• AIM: Say how many lines contain the string "screenshot". Give no other output.

• MATERIAL FOR THIS EXERCISE:
....................
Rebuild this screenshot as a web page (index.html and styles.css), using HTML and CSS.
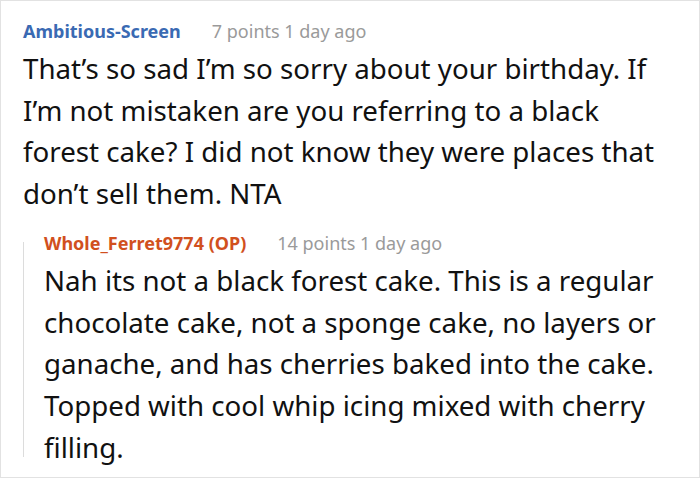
FILE: index.html
```html
<!DOCTYPE html>
<html>
<head>
<meta charset="utf-8">
<link rel="stylesheet" href="styles.css">
</head>
<body>
<div class="frame">
  <div class="comment">
    <div class="meta">
      <span class="author">Ambitious-Screen</span>
      <span class="info">7 points 1 day ago</span>
    </div>
    <p class="text">That’s so sad I’m so sorry about your birthday. If I’m not mistaken are you referring to a black forest cake? I did not know they were places that don’t sell them. NTA</p>
    <div class="reply">
      <div class="meta">
        <span class="author op">Whole_Ferret9774 (OP)</span>
        <span class="info">14 points 1 day ago</span>
      </div>
      <p class="text">Nah its not a black forest cake. This is a regular chocolate cake, not a sponge cake, no layers or ganache, and has cherries baked into the cake. Topped with cool whip icing mixed with cherry filling.</p>
    </div>
  </div>
</div>
</body>
</html>
```

FILE: styles.css
```css
html, body {
  margin: 0;
  padding: 0;
  background: #fff;
}
.frame {
  width: 700px;
  height: 478px;
  box-sizing: border-box;
  border: 1px solid #e2e2e2;
  font-family: "Noto Sans", "Open Sans", sans-serif;
  overflow: hidden;
}
.comment {
  padding: 17px 22px 0 22px;
}
.meta {
  display: flex;
  gap: 31px;
  font-size: 18px;
  line-height: 26px;
}
.author {
  font-weight: bold;
  color: #3a6ab3;
}
.author.op {
  color: #d1501e;
}
.info {
  color: #9a9a9a;
}
.text {
  margin: 4px 0 0 0;
  font-size: 27.7px;
  line-height: 41.7px;
  color: #111;
}
.reply {
  position: relative;
  margin-top: 15px;
  padding-left: 21px;
}
.reply::before {
  content: "";
  position: absolute;
  left: 0;
  top: 12px;
  bottom: 11px;
  width: 1px;
  background: #dcdcdc;
}
```
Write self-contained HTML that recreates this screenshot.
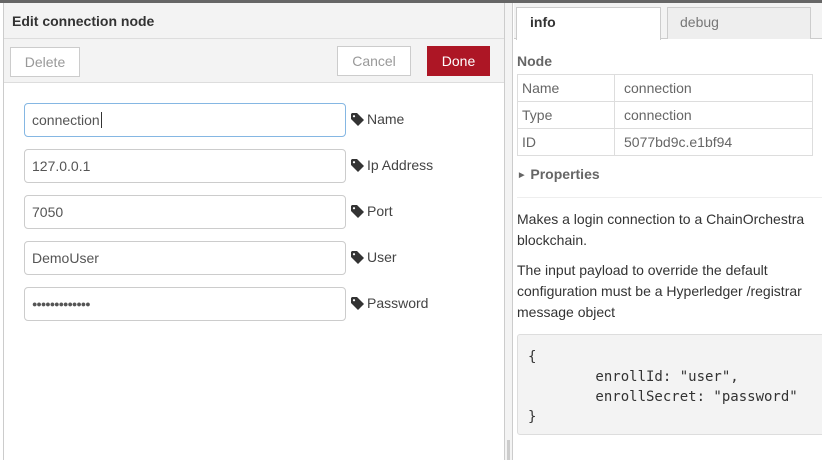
<!DOCTYPE html>
<html><head><style>
*{box-sizing:border-box;margin:0;padding:0}
body{width:822px;height:460px;overflow:hidden;background:#fff;font-family:"Liberation Sans",sans-serif;font-size:14px;color:#333;position:relative}
.abs{position:absolute}
.inp{position:absolute;left:24px;width:322px;height:34px;border:1px solid #ccc;border-radius:4px;padding-left:7px;line-height:32px;font-size:14px;color:#555}
.lbl{position:absolute;left:351px;font-size:14px;color:#444}
.lbl svg{vertical-align:-2px;margin-right:3px}
td{border:1px solid #ddd;padding:0 4px;height:27px;font-size:14px;color:#666}
</style></head><body>
<div class="abs" style="left:0;top:0;width:822px;height:3px;background:#666"></div>
<div class="abs" style="left:3px;top:3px;width:502px;height:457px;border-left:1px solid #ccc;border-right:1px solid #ccc"></div>
<div class="abs" style="left:4px;top:3px;width:500px;height:36px;background:#f3f3f3;border-bottom:1px solid #ddd"></div>
<div class="abs" style="left:12px;top:13px;font-weight:bold;font-size:14px;color:#333">Edit connection node</div>
<div class="abs" style="left:4px;top:39px;width:500px;height:44px;background:#f3f3f3;border-bottom:1px solid #ddd"></div>
<div class="abs" style="left:10px;top:47px;width:70px;height:30px;border:1px solid #ccc;background:#fff;color:#999;text-align:center;line-height:28px">Delete</div>
<div class="abs" style="left:337px;top:46px;width:74px;height:30px;border:1px solid #ccc;background:#fff;color:#999;text-align:center;line-height:28px">Cancel</div>
<div class="abs" style="left:427px;top:46px;width:63px;height:30px;background:#ad1625;color:#fff;text-align:center;line-height:30px">Done</div>

<div class="inp" style="top:103px;border-color:#85b7e3">connection<span style="border-left:1px solid #333;margin-left:1px"></span></div>
<div class="inp" style="top:149px">127.0.0.1</div>
<div class="inp" style="top:195px">7050</div>
<div class="inp" style="top:241px">DemoUser</div>
<div class="inp" style="top:287px;font-size:9px;letter-spacing:-1px">●●●●●●●●●●●●●</div>
<div class="lbl" style="top:111px"><svg width="13" height="13" viewBox="0 0 13 13"><path d="M0 1v5l7 7 6-6-7-7H1z" fill="#333"/><circle cx="3" cy="3.2" r="1.1" fill="#fff"/></svg>Name</div>
<div class="lbl" style="top:157px"><svg width="13" height="13" viewBox="0 0 13 13"><path d="M0 1v5l7 7 6-6-7-7H1z" fill="#333"/><circle cx="3" cy="3.2" r="1.1" fill="#fff"/></svg>Ip Address</div>
<div class="lbl" style="top:203px"><svg width="13" height="13" viewBox="0 0 13 13"><path d="M0 1v5l7 7 6-6-7-7H1z" fill="#333"/><circle cx="3" cy="3.2" r="1.1" fill="#fff"/></svg>Port</div>
<div class="lbl" style="top:249px"><svg width="13" height="13" viewBox="0 0 13 13"><path d="M0 1v5l7 7 6-6-7-7H1z" fill="#333"/><circle cx="3" cy="3.2" r="1.1" fill="#fff"/></svg>User</div>
<div class="lbl" style="top:295px"><svg width="13" height="13" viewBox="0 0 13 13"><path d="M0 1v5l7 7 6-6-7-7H1z" fill="#333"/><circle cx="3" cy="3.2" r="1.1" fill="#fff"/></svg>Password</div>

<div class="abs" style="left:505px;top:3px;width:8px;height:457px;background:#f3f3f3;border-right:1px solid #ccc"></div>
<div class="abs" style="left:507px;top:440px;width:3px;height:20px;background:#ccc"></div>

<div class="abs" style="left:514px;top:3px;width:308px;height:36px;background:#f3f3f3;border-bottom:1px solid #ccc"></div>
<div class="abs" style="left:516px;top:7px;width:145px;height:33px;background:#fff;border:1px solid #ccc;border-bottom:none;font-weight:bold;color:#333;padding:6px 0 0 13px">info</div>
<div class="abs" style="left:667px;top:7px;width:144px;height:32px;background:#eee;border:1px solid #ccc;border-bottom:none;color:#777;padding:6px 0 0 12px">debug</div>
<div class="abs" style="left:517px;top:53px;font-weight:bold;color:#666">Node</div>
<table class="abs" style="left:517px;top:74px;width:296px;border-collapse:collapse">
<tr><td style="width:97px">Name</td><td style="padding-left:9px">connection</td></tr>
<tr><td>Type</td><td style="padding-left:9px">connection</td></tr>
<tr><td>ID</td><td style="padding-left:9px">5077bd9c.e1bf94</td></tr>
</table>
<div class="abs" style="left:519px;top:166px;font-weight:bold;color:#666"><span style="font-size:7px;vertical-align:2px;margin-right:6px">▶</span>Properties</div>
<div class="abs" style="left:517px;top:197px;width:305px;height:1px;background:#eee"></div>
<div class="abs" style="left:517px;top:209px;width:300px;line-height:21px;color:#333">Makes a login connection to a ChainOrchestra blockchain.</div>
<div class="abs" style="left:517px;top:260px;width:300px;line-height:21px;color:#333">The input payload to override the default configuration must be a Hyperledger /registrar message object</div>
<div class="abs" style="left:517px;top:334px;width:310px;height:101px;background:#f3f3f3;border:1px solid #ddd;border-radius:3px;padding:12px 0 0 10px;font-family:'DejaVu Sans Mono',monospace;font-size:14px;line-height:20px;white-space:pre;color:#333">{
        enrollId: "user",
        enrollSecret: "password"
}</div>
</body></html>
....................
• SOLUTION TO THE EXERCISE: 2